== Task requirements ==
Tally the lines that hold the string "index", and reply with the count alone.

— begin —

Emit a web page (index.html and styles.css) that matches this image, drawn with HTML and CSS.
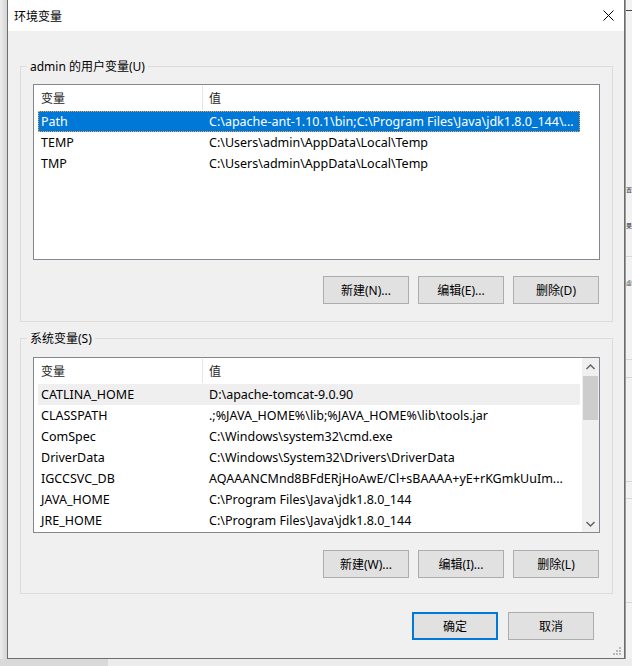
FILE: index.html
```html
<!DOCTYPE html>
<html>
<head>
	<meta charset="UTF-8">
	<title>环境变量</title>
	<link rel="stylesheet" href="styles.css">
</head>
<body>
	<div id="desk">
		<div id="shade"></div>
		<div id="win">
			<div id="titlebar">
				<span class="title">环境变量</span>
				<span id="close">
					<svg width="11" height="11" viewBox="0 0 11 11"><path d="M0.5 0.5 L10.5 10.5 M10.5 0.5 L0.5 10.5" stroke="#000" stroke-width="1" fill="none"/></svg>
				</span>
			</div>
			<div id="content">
				<div class="group" id="user_group">
					<span class="legend">admin 的用户变量(U)</span>
					<div class="list">
						<div class="rows">
							<div class="head">
								<span class="col1">变量</span>
								<span class="col2">值</span>
							</div>
							<div class="row selected">
								<span class="col1">Path</span>
								<span class="col2">C:\apache-ant-1.10.1\bin;C:\Program Files\Java\jdk1.8.0_144\...</span>
							</div>
							<div class="row">
								<span class="col1">TEMP</span>
								<span class="col2">C:\Users\admin\AppData\Local\Temp</span>
							</div>
							<div class="row">
								<span class="col1">TMP</span>
								<span class="col2">C:\Users\admin\AppData\Local\Temp</span>
							</div>
						</div>
					</div>
					<div class="btns">
						<span class="btn">新建(N)...</span>
						<span class="btn">编辑(E)...</span>
						<span class="btn">删除(D)</span>
					</div>
				</div>

				<div class="group" id="sys_group">
					<span class="legend">系统变量(S)</span>
					<div class="list">
						<div class="rows">
							<div class="head">
								<span class="col1">变量</span>
								<span class="col2">值</span>
							</div>
							<div class="row hover">
								<span class="col1">CATLINA_HOME</span>
								<span class="col2">D:\apache-tomcat-9.0.90</span>
							</div>
							<div class="row">
								<span class="col1">CLASSPATH</span>
								<span class="col2">.;%JAVA_HOME%\lib;%JAVA_HOME%\lib\tools.jar</span>
							</div>
							<div class="row">
								<span class="col1">ComSpec</span>
								<span class="col2">C:\Windows\system32\cmd.exe</span>
							</div>
							<div class="row">
								<span class="col1">DriverData</span>
								<span class="col2">C:\Windows\System32\Drivers\DriverData</span>
							</div>
							<div class="row">
								<span class="col1">IGCCSVC_DB</span>
								<span class="col2">AQAAANCMnd8BFdERjHoAwE/Cl+sBAAAA+yE+rKGmkUuIm...</span>
							</div>
							<div class="row">
								<span class="col1">JAVA_HOME</span>
								<span class="col2">C:\Program Files\Java\jdk1.8.0_144</span>
							</div>
							<div class="row">
								<span class="col1">JRE_HOME</span>
								<span class="col2">C:\Program Files\Java\jdk1.8.0_144</span>
							</div>
						</div>
						<div class="scrollbar">
							<span class="arrow">
								<svg width="9" height="6" viewBox="0 0 9 6"><path d="M0.5 5 L4.5 1 L8.5 5" stroke="#606060" stroke-width="1.4" fill="none"/></svg>
							</span>
							<div class="track">
								<div class="thumb"></div>
							</div>
							<span class="arrow">
								<svg width="9" height="6" viewBox="0 0 9 6"><path d="M0.5 1 L4.5 5 L8.5 1" stroke="#606060" stroke-width="1.4" fill="none"/></svg>
							</span>
						</div>
					</div>
					<div class="btns">
						<span class="btn">新建(W)...</span>
						<span class="btn">编辑(I)...</span>
						<span class="btn">删除(L)</span>
					</div>
				</div>

				<div class="btns" id="dlg_btns">
					<span class="btn default">确定</span>
					<span class="btn">取消</span>
				</div>
			</div>
			<span id="grip">
				<svg width="8" height="8" viewBox="0 0 8 8" fill="#b8b8b8"><rect x="6" y="0" width="2" height="2"/><rect x="3" y="3" width="2" height="2"/><rect x="6" y="3" width="2" height="2"/><rect x="0" y="6" width="2" height="2"/><rect x="3" y="6" width="2" height="2"/><rect x="6" y="6" width="2" height="2"/></svg>
			</span>
		</div>
		<div id="behind">
			<div class="bline" id="b1"></div>
			<span class="bchar" id="c1">置</span>
			<span class="bchar" id="c2">果</span>
			<div class="bline" id="b2"></div>
			<span class="bchar" id="c3">虚</span>
			<div class="bline" id="b3"></div>
			<div class="bline" id="b4"></div>
			<div class="bline" id="b5"></div>
			<div class="bline" id="b6"></div>
			<div class="bline" id="b7"></div>
		</div>
	</div>
	<div id="floor"></div>
</body>
</html>
```

FILE: styles.css
```css
*{
	margin: 0;
	padding: 0;
	box-sizing: border-box;
}
body{
	width: 632px;
	height: 666px;
	overflow: hidden;
	background: #e8e8e8;
	font-family: "Noto Sans", "Noto Sans CJK SC", sans-serif;
	font-size: 12px;
	color: #000;
}
#desk{
	display: flex;
	height: 659px;
}
#shade{
	width: 7px;
	background: linear-gradient(to right, #ececec, #d4d4d4);
}
#win{
	width: 618px;
	height: 659px;
	background: #f0f0f0;
	border: 1px solid #6d6d6d;
	border-top: none;
	display: flex;
	flex-direction: column;
	position: relative;
}
#titlebar{
	height: 31px;
	background: #fff;
	display: flex;
	align-items: center;
	justify-content: space-between;
	padding: 0 10px 0 6px;
}
#close{
	display: flex;
}
#content{
	padding: 35px 11px 0 12px;
}
.group{
	position: relative;
	border: 1px solid #dcdcdc;
	padding: 17px 12px 17px 12px;
}
#sys_group{
	margin-top: 16px;
	padding-top: 18px;
	padding-bottom: 15px;
}
.legend{
	position: absolute;
	top: -9px;
	left: 6px;
	padding: 0 3px;
	background: #f0f0f0;
	line-height: 18px;
}
.list{
	height: 176px;
	background: #fff;
	border: 1px solid #828790;
	display: flex;
	overflow: hidden;
}
.rows{
	width: 546px;
	padding-left: 4px;
}
.head{
	height: 26px;
	display: flex;
	align-items: center;
	color: #1e1e1e;
}
.head .col1{
	border-right: 1px solid #e5e5e5;
	height: 24px;
	margin-bottom: 1px;
	display: flex;
	align-items: center;
}
.row{
	height: 21px;
	display: flex;
	align-items: center;
	white-space: nowrap;
	font-size: 12.5px;
}
.col1{
	width: 165px;
	padding-left: 3px;
	flex: none;
}
.col2{
	width: 377px;
	padding-left: 6px;
	overflow: hidden;
}
.head .col2{
	padding-left: 6px;
}
.selected{
	background: #0078d7;
	color: #fff;
	border: 1px dotted #f5a445;
}
.selected .col1{
	padding-left: 2px;
	width: 164px;
}
.hover{
	background: #efefef;
}
.scrollbar{
	width: 17px;
	margin-left: auto;
	background: #f0f0f0;
	display: flex;
	flex-direction: column;
}
.arrow{
	height: 17px;
	display: flex;
	align-items: center;
	justify-content: center;
}
.track{
	flex: 1;
	padding: 1px 1px 0 1px;
}
.thumb{
	height: 44px;
	background: #cdcdcd;
}
.btns{
	display: flex;
	justify-content: flex-end;
	gap: 9px;
	margin-top: 16px;
	padding-right: 1px;
}
#sys_group .btns{
	margin-top: 17px;
}
.btn{
	width: 86px;
	height: 28px;
	background: #e1e1e1;
	border: 1px solid #adadad;
	display: flex;
	align-items: center;
	justify-content: center;
}
#dlg_btns{
	margin-top: 18px;
	gap: 10px;
	padding-right: 19px;
}
.btn.default{
	border: 2px solid #0078d7;
}
#grip{
	position: absolute;
	right: 3px;
	bottom: 3px;
	display: flex;
}
#behind{
	flex: 1;
	position: relative;
	overflow: hidden;
	background: #f2f2f2;
	border-left: 1px solid #9a9a9a;
}
.bline{
	position: absolute;
	left: 0;
	right: 0;
	height: 1px;
	background: #d6d6d6;
}
#b1{ top: 10px; background: #444; }
#b2{ top: 256px; }
#b3{ top: 359px; }
#b4{ top: 377px; }
#b5{ top: 481px; }
#b6{ top: 498px; }
#b7{ top: 602px; }
.bchar{
	position: absolute;
	left: 0;
	font-size: 6px;
	line-height: 8px;
	color: #333;
}
#c1{ top: 186px; }
#c2{ top: 222px; }
#c3{ top: 279px; }
#floor{
	height: 7px;
	background: linear-gradient(to right, #d9d9d9 0, #d9d9d9 108px, #ececec 108px);
}
```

— end —

== The response ==
2